In Italia – La scorsa settimana è cominciata con un caldo ancora estivo e anomalo su tutto il Paese: martedì 12 settembre temperature massime di 34 °C a Ferrara e Foggia e 35 °C a Decimomannu (Cagliari), valori oltre media di 7-10 °C. In seguito l’anticiclone nord-africano si è incrinato al Centro-Nord, a favore di correnti umide da Ponente che hanno riportato nuvolosità varia e rovesci e temporali a intervalli a partire dal Nord-Ovest (mercoledì sera allagamenti e alcune frane a Vado Ligure, Savona), mentre il Meridione restava in gran parte al sereno e talora sopra i 30 °C. Oggi nuovo rinforzo del promontorio nord-africano con punte tra 35 e 38 °C in Sardegna.
Il Cnr-Isac colloca l’estate 2023 ottava tra le più calde dal 1800 con un’anomalia di 1 °C a livello nazionale. I ghiacciai alpini, già reduci da un inverno poco innevato, ne hanno di nuovo sofferto: le misure eseguite giovedì 14 settembre dalla Società Meteorologica Italiana al ghiacciaio Ciardoney (Gran Paradiso) hanno rivelato perdite medie di spessore glaciale di due metri e mezzo, tra le peggiori in una serie di 32 anni di osservazioni che ora ne fa un “ghiacciaio di riferimento” del World Glacier Monitoring Service, insieme ad altri 49 ghiacciai di diverse catene montuose del mondo. Ieri al “Meteo Museo Edmondo Bernacca” di Fivizzano (Massa-Carrara) si è tenuto un evento in memoria del carismatico pioniere della divulgazione della meteorologia in Italia a 30 anni dalla sua scomparsa.
Nel mondo – Dopo aver colpito Grecia, Turchia e Bulgaria, il ciclone mediterraneo “Daniel” ha assunto alcune caratteristiche simili ai suoi cugini tropicali avvicinandosi alla Libia, dove è approdato domenica 10 settembre scatenando uno dei più gravi disastri meteo-idrologici mai avvenuti tra Europa e Nord Africa.
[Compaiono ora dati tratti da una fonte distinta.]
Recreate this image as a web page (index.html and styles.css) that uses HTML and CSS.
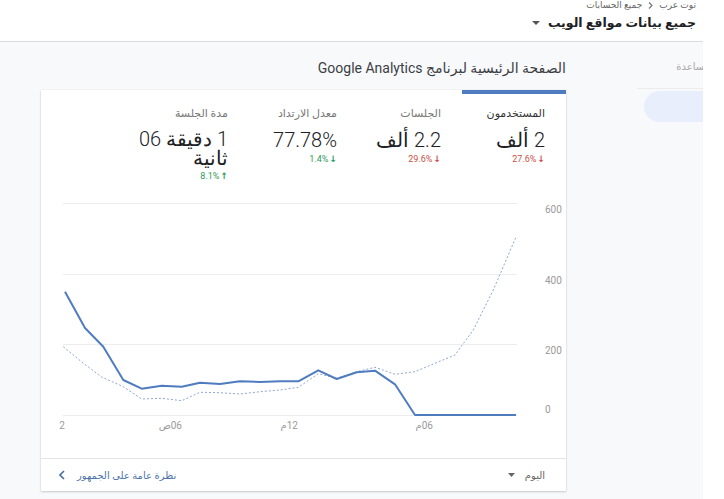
FILE: index.html
```html
<!DOCTYPE html>
<html lang="ar" dir="rtl">
<head>
<meta charset="utf-8">
<title>Google Analytics</title>
<link rel="stylesheet" href="styles.css">
</head>
<body>
<div class="page">
  <header class="topbar">
    <div class="crumbs">
      <span>توت عرب</span>
      <svg class="crumb-sep" width="5" height="7" viewBox="0 0 5 7"><path d="M1 0.5 L4 3.5 L1 6.5" fill="none" stroke="#777" stroke-width="1.2"/></svg>
      <span>جميع الحسابات</span>
    </div>
    <div class="view-title">
      <span>جميع بيانات مواقع الويب</span>
      <svg class="caret" width="8" height="4" viewBox="0 0 8 4"><path d="M0 0 L8 0 L4 4 Z" fill="#555"/></svg>
    </div>
  </header>

  <div class="main">
    <aside class="side">
      <div class="side-help">مساعدة</div>
      <div class="side-nav"><div class="side-pill"></div></div>
    </aside>

    <section class="content">
      <h1 class="section-title">الصفحة الرئيسية لبرنامج Google Analytics</h1>
      <div class="card">
        <div class="tabs">
          <div class="tab active">
            <div class="tab-label">المستخدمون</div>
            <div class="tab-value">2 ألف</div>
            <div class="tab-change bad"><span class="arr">&#8595;</span><span>27.6%</span></div>
          </div>
          <div class="tab">
            <div class="tab-label">الجلسات</div>
            <div class="tab-value">2.2 ألف</div>
            <div class="tab-change bad"><span class="arr">&#8595;</span><span>29.6%</span></div>
          </div>
          <div class="tab">
            <div class="tab-label">معدل الارتداد</div>
            <div class="tab-value">77.78%</div>
            <div class="tab-change good"><span class="arr">&#8595;</span><span>1.4%</span></div>
          </div>
          <div class="tab wide">
            <div class="tab-label">مدة الجلسة</div>
            <div class="tab-value">1 دقيقة 06<br>ثانية</div>
            <div class="tab-change good"><span class="arr">&#8593;</span><span>8.1%</span></div>
          </div>
        </div>

        <svg class="chart" width="525" height="268" viewBox="41 190 525 268">
          <g stroke="#ececec" stroke-width="1">
            <line x1="63" y1="203.5" x2="517" y2="203.5"/>
            <line x1="63" y1="274.5" x2="517" y2="274.5"/>
            <line x1="63" y1="344.5" x2="517" y2="344.5"/>
            <line x1="63" y1="415.5" x2="517" y2="415.5"/>
          </g>
          <g class="axis" font-size="10" fill="#9a9a9a">
            <text x="545" y="213" text-anchor="end">600</text>
            <text x="545" y="284" text-anchor="end">400</text>
            <text x="545" y="354" text-anchor="end">200</text>
            <text x="545" y="413" text-anchor="end">0</text>
            <text x="62" y="429" text-anchor="middle">2</text>
            <text x="182" y="429" text-anchor="start">06ص</text>
            <text x="298" y="429" text-anchor="start">12م</text>
            <text x="433" y="429" text-anchor="start">06م</text>
          </g>
          <polyline fill="none" stroke="#8ea7d2" stroke-width="1" stroke-dasharray="2,2"
            points="63.3,346.7 83,363 101.7,377 123.3,386.7 141.7,399 161.7,398.3 181.7,400.7 200,392.3 220,392.7 240,394 260,391.7 280,390 298.3,387.3 318.3,373.7 336.7,378.3 356.7,371.7 375,367.3 395,374.3 415,371.7 435,363.3 455,355 473.3,330 493.3,290 516,237"/>
          <polyline fill="none" stroke="#4f7cbf" stroke-width="2" stroke-linejoin="round"
            points="65,291.7 85,328 103.3,346.7 123.3,380 141.7,388.7 161.7,385.7 181.7,386.7 200,382.7 220,384 240,381.3 260,382 280,381.3 298.3,381.3 318.3,370.3 336.7,379 356.7,372.3 375,370.7 395,384.3 415,415 516,415"/>
        </svg>

        <div class="card-foot">
          <div class="range">
            <span>اليوم</span>
            <svg class="caret" width="7" height="4" viewBox="0 0 7 4"><path d="M0 0 L7 0 L3.5 4 Z" fill="#666"/></svg>
          </div>
          <a class="foot-link" href="#">
            <span>نظرة عامة على الجمهور</span>
            <svg class="chev" width="6" height="10" viewBox="0 0 6 10"><path d="M5 1 L1 5 L5 9" fill="none" stroke="#4a6fa5" stroke-width="1.6"/></svg>
          </a>
        </div>
      </div>
    </section>
  </div>
</div>
</body>
</html>
```

FILE: styles.css
```css
html, body {
  margin: 0;
  padding: 0;
  background: #ffffff;
}

body {
  font-family: Roboto, "DejaVu Sans", sans-serif;
  color: #212121;
  width: 724px;
  height: 499px;
  overflow: hidden;
}

.page {
  width: 703px;
  height: 499px;
  margin-left: 0;
  margin-right: auto;
  background: #f8f9fb;
  display: flex;
  flex-direction: column;
}

.topbar {
  height: 41px;
  background: #ffffff;
  border-bottom: 1px solid #dcdcdc;
  padding-right: 7px;
  display: flex;
  flex-direction: column;
  align-items: flex-start;
}

.crumbs {
  display: flex;
  align-items: center;
  gap: 6px;
  font-size: 9px;
  line-height: 11px;
  color: #666;
  margin-top: 0;
}

.view-title {
  display: flex;
  align-items: center;
  gap: 8px;
  font-size: 12.5px;
  font-weight: bold;
  line-height: 20px;
  color: #202124;
  margin-top: 2px;
}

.main {
  display: flex;
  flex: 1;
}

.side {
  width: 66px;
  overflow: hidden;
  flex-shrink: 0;
}

.side-help {
  margin-right: -7px;
  margin-top: 20px;
  font-size: 10px;
  line-height: 10px;
  color: #a8a8a8;
  white-space: nowrap;
}

.side-nav {
  margin-top: 16px;
  border-top: 1px solid #ececec;
  margin-left: -4px;
  padding-top: 2px;
  padding-left: 11px;
}

.side-pill {
  height: 31px;
  background: #e8eefb;
  border-radius: 16px 0 0 16px;
  margin-right: -20px;
}

.content {
  flex: 1;
  padding: 0 71px 0 41px;
}

.section-title {
  margin: 16px 0 12px;
  font-size: 14px;
  line-height: 20px;
  font-weight: normal;
  color: #3c4043;
}

.card {
  width: 525px;
  background: #ffffff;
  box-shadow: 0 1px 2px rgba(0, 0, 0, 0.18), 0 0 1px rgba(0, 0, 0, 0.12);
  display: flex;
  flex-direction: column;
}

.tabs {
  display: flex;
  height: 100px;
}

.tab {
  width: 104px;
  height: 100px;
  box-sizing: border-box;
  border-top: 4px solid transparent;
  padding: 13px 21px 0 0;
}

.tab.active {
  border-top-color: #4f7cbf;
}

.tab.wide {
  padding-right: 26px;
  width: 130px;
}

.tab-label {
  font-size: 11px;
  line-height: 14px;
  color: #777;
  white-space: nowrap;
}

.tab.active .tab-label {
  color: #333;
}

.tab-value {
  margin-top: 10px;
  font-size: 20px;
  line-height: 18px;
  font-weight: 300;
  color: #202124;
  white-space: nowrap;
}

.tab.wide .tab-value {
  line-height: 19px;
  margin-top: 9px;
}

.tab-change {
  margin-top: 4px;
  font-size: 9px;
  line-height: 12px;
  display: flex;
  align-items: center;
  gap: 1px;
}

.tab.wide .tab-change {
  margin-top: 2px;
}

.tab-change .arr {
  font-size: 9px;
  font-weight: bold;
}

.tab-change.bad {
  color: #c9514a;
}

.tab-change.good {
  color: #2f9a5c;
}

.chart {
  display: block;
}

.axis text {
  font-family: Roboto, "DejaVu Sans", sans-serif;
}

.card-foot {
  height: 32px;
  border-top: 1px solid #e4e4e4;
  display: flex;
  align-items: center;
  justify-content: space-between;
  padding: 0 21px 0 18px;
}

.range {
  display: flex;
  align-items: center;
  gap: 10px;
  font-size: 10px;
  color: #666;
}

.foot-link {
  display: flex;
  align-items: center;
  gap: 12px;
  font-size: 10px;
  color: #4d74ad;
  text-decoration: none;
}
```
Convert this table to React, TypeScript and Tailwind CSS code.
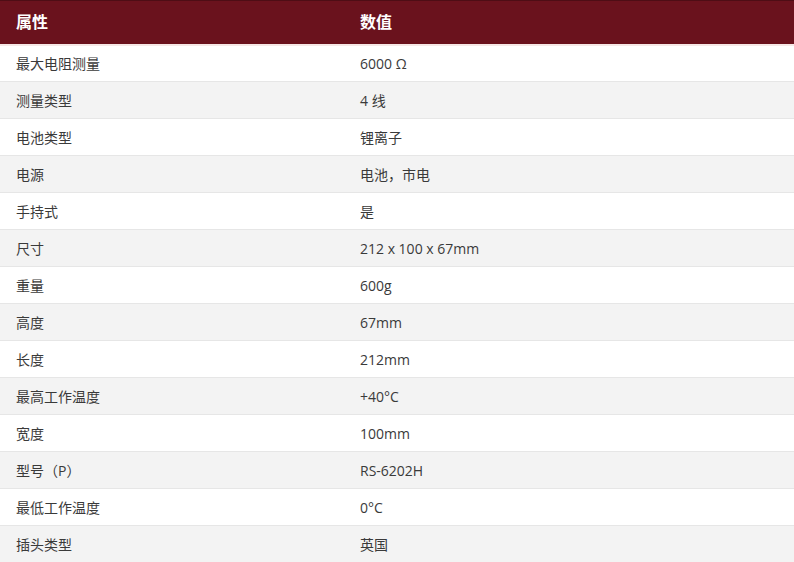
import React from 'react';

const rows: [string, string][] = [
  ['最大电阻测量', '6000 Ω'],
  ['测量类型', '4 线'],
  ['电池类型', '锂离子'],
  ['电源', '电池，市电'],
  ['手持式', '是'],
  ['尺寸', '212 x 100 x 67mm'],
  ['重量', '600g'],
  ['高度', '67mm'],
  ['长度', '212mm'],
  ['最高工作温度', '+40°C'],
  ['宽度', '100mm'],
  ['型号（P）', 'RS-6202H'],
  ['最低工作温度', '0°C'],
  ['插头类型', '英国'],
];

const App: React.FC = () => {
  return (
    <div
      className="w-[794px] h-[562px] overflow-hidden bg-white"
      style={{ fontFamily: '"Open Sans", "Noto Sans CJK SC", sans-serif' }}
    >
      <table className="w-full border-collapse table-fixed">
        <thead>
          <tr className="h-[44px] bg-[#6a121d] border-t border-[#4e0d15] border-b-2 border-b-[#f6e8e6]">
            <th className="w-[344px] pl-4 text-left text-[16px] font-bold text-white">属性</th>
            <th className="pl-4 text-left text-[16px] font-bold text-white">数值</th>
          </tr>
        </thead>
        <tbody>
          {rows.map(([k, v], i) => (
            <tr
              key={k}
              className={`h-[37px] border-b border-[#e6e6e6] ${i % 2 === 0 ? 'bg-white' : 'bg-[#f3f3f3]'}`}
            >
              <td className="pl-4 text-[14px] text-[#3a3a3a]">{k}</td>
              <td className="pl-4 text-[14px] text-[#3a3a3a]">{v}</td>
            </tr>
          ))}
        </tbody>
      </table>
    </div>
  );
};

export default App;
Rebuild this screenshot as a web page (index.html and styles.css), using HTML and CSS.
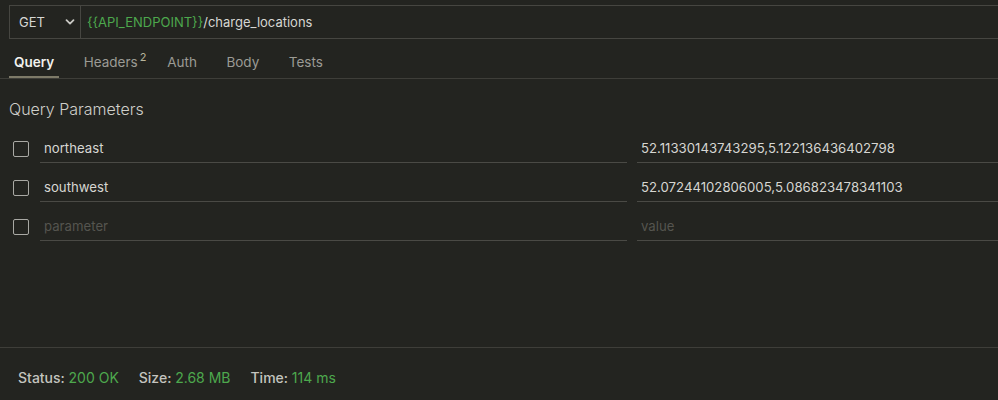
FILE: index.html
```html
<!DOCTYPE html>
<html>
<head>
<meta charset="utf-8">
<link rel="stylesheet" href="styles.css">
</head>
<body>
<div class="page">
  <div class="main">
    <div class="urlbar">
      <div class="method">
        <span>GET</span>
        <svg class="chev" width="10" height="8" viewBox="0 0 10 8"><path d="M1.5 2.2 L5 5.6 L8.5 2.2" fill="none" stroke="#c9c9c4" stroke-width="1.8" stroke-linecap="round" stroke-linejoin="round"/></svg>
      </div>
      <div class="url"><span class="var">{{API_ENDPOINT}}</span>/charge_locations</div>
    </div>
    <div class="tabs">
      <div class="tab active">Query</div>
      <div class="tab">Headers<sup class="badge">2</sup></div>
      <div class="tab">Auth</div>
      <div class="tab">Body</div>
      <div class="tab">Tests</div>
    </div>
    <h2 class="title">Query Parameters</h2>
    <div class="params">
      <div class="row">
        <span class="check"></span>
        <div class="cell key">northeast</div>
        <div class="cell val">52.11330143743295,5.122136436402798</div>
      </div>
      <div class="row">
        <span class="check"></span>
        <div class="cell key">southwest</div>
        <div class="cell val">52.07244102806005,5.086823478341103</div>
      </div>
      <div class="row">
        <span class="check"></span>
        <div class="cell key ph">parameter</div>
        <div class="cell val ph">value</div>
      </div>
    </div>
  </div>
  <div class="footer">
    <span class="stat">Status: <b>200 OK</b></span>
    <span class="stat">Size: <b>2.68 MB</b></span>
    <span class="stat">Time: <b>114 ms</b></span>
  </div>
</div>
</body>
</html>
```
FILE: styles.css
```css
html, body {
  margin: 0;
  padding: 0;
  background: #232420;
}
body {
  font-family: Inter, "Liberation Sans", sans-serif;
  color: #d6d6d2;
}
.page {
  height: 400px;
  display: flex;
  flex-direction: column;
}
.main {
  flex: 1;
}
.urlbar {
  margin: 5px 0 0 9px;
  height: 32px;
  display: flex;
  border: 1px solid #464641;
  border-right: none;
  font-size: 13px;
}
.method {
  width: 61px;
  padding-left: 9px;
  border-right: 1px solid #464641;
  display: flex;
  align-items: center;
  justify-content: space-between;
  color: #d6d6d2;
}
.chev {
  margin-right: 5px;
}
.url {
  display: flex;
  align-items: center;
  padding-left: 6px;
  color: #d6d6d2;
}
.var {
  color: #4da84d;
}
.tabs {
  display: flex;
  gap: 19.5px;
  height: 39px;
  padding-left: 9px;
  border-bottom: 1px solid #3e3e39;
  font-size: 13.5px;
}
.tab {
  position: relative;
  padding: 0 5px 8px;
  display: flex;
  align-items: flex-end;
  color: #9b9b95;
}
.tab.active {
  color: #f2f2ee;
  font-weight: 600;
  box-shadow: inset 0 -2px 0 #7d7a68;
}
.badge {
  position: absolute;
  left: 61px;
  top: 11px;
  font-size: 11px;
  color: #b8b59c;
}
.title {
  margin: 0;
  padding: 20px 0 0 9px;
  height: 24px;
  font-size: 16px;
  font-weight: 300;
  color: #cfcfca;
}
.params {
  padding-top: 1px;
}
.row {
  display: flex;
  align-items: stretch;
  height: 39px;
  padding-left: 13px;
}
.check {
  width: 14px;
  height: 14px;
  border: 1px solid #a9a9a4;
  border-radius: 2px;
  margin-top: 17px;
  margin-right: 11px;
  flex: none;
}
.cell {
  border-bottom: 1px solid #4a4a45;
  font-size: 13.2px;
  padding-left: 4px;
  display: flex;
  align-items: flex-end;
  padding-bottom: 6px;
  box-sizing: border-box;
}
.key {
  width: 587px;
  margin-right: 10px;
}
.val {
  flex: 1;
}
.ph {
  color: #55554f;
}
.footer {
  height: 53px;
  box-sizing: border-box;
  border-top: 1px solid #3e3e39;
  display: flex;
  align-items: flex-start;
  gap: 20px;
  padding: 21px 0 0 18px;
  font-size: 14px;
}
.stat {
  color: #c4c4bf;
  font-weight: 500;
}
.stat b {
  color: #4da84d;
  font-weight: 400;
}
```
Piogge torrenziali fino a 414 mm in 24 ore (più della media annua che è di circa 300 mm!) si sono riversate sulla fascia costiera della Cirenaica e hanno determinato catastrofiche alluvioni specie a Derna, qui con il contributo del collasso di due dighe il cui pericoloso degrado era stato denunciato l’anno scorso da uno studio dell’università libica di Sebha. Un quarto della città è stato spazzato via in mare, e il bilancio delle vittime, accertate o disperse, è dell’ordine delle ventimila.
Di fronte a tanta distruzione impallidiscono i pur notevoli effetti delle alluvioni in Giappone e nello stato caucasico della Georgia, nel Sud della Cina e nel Massachusetts, nonché le piogge, i venti e le inondazioni costiere dell’uragano atlantico “Lee” che ieri, benché indebolito a “tempesta tropicale”, ha interessato il New England (Usa) e la Nova Scotia (Canada). Oltre a quella di Copernicus, ora anche tutte le altre serie indipendenti di temperatura globale – Nasa, Noaa, agenzia meteorologica giapponese, Berkeley Earth – confermano l’agosto da poco concluso come il più caldo a scala secolare nel pianeta. Settembre è lanciato sullo stesso stile, complice – tra le altre – l’ondata di calore tardivo in Europa che ha portato un record per il mese di 32,2 °C a Stoccarda e 30 °C in Lituania, lì mai registrati così avanti nella stagione (13 settembre).
L’edizione 2023 del rapporto Onu United in Science indica che, giunti a metà del tempo a disposizione per rispettare l’Agenda 2030 (definita nel 2015) e i suoi 17 obiettivi di sviluppo sostenibile, siamo fuori strada, poco si è fatto per ridurre le emissioni serra e la crisi climatica galoppa. Ma tutto il sistema-Terra è in sofferenza: secondo l’aggiornamento dello stato dei nove limiti planetari di sicurezza per la sopravvivenza nostra e degli ecosistemi (articolo Earth beyond six of nine planetary boundaries, su Science Advances), ben sei sono ormai superati, tra cui i livelli di gas serra, l’integrità della biosfera e dei cicli di azoto e fosforo. È come se due terzi delle spie nella strumentazione di bordo lampeggiassero in rosso: l’aereo sta per precipitare, ma equipaggio e passeggeri se ne fregano.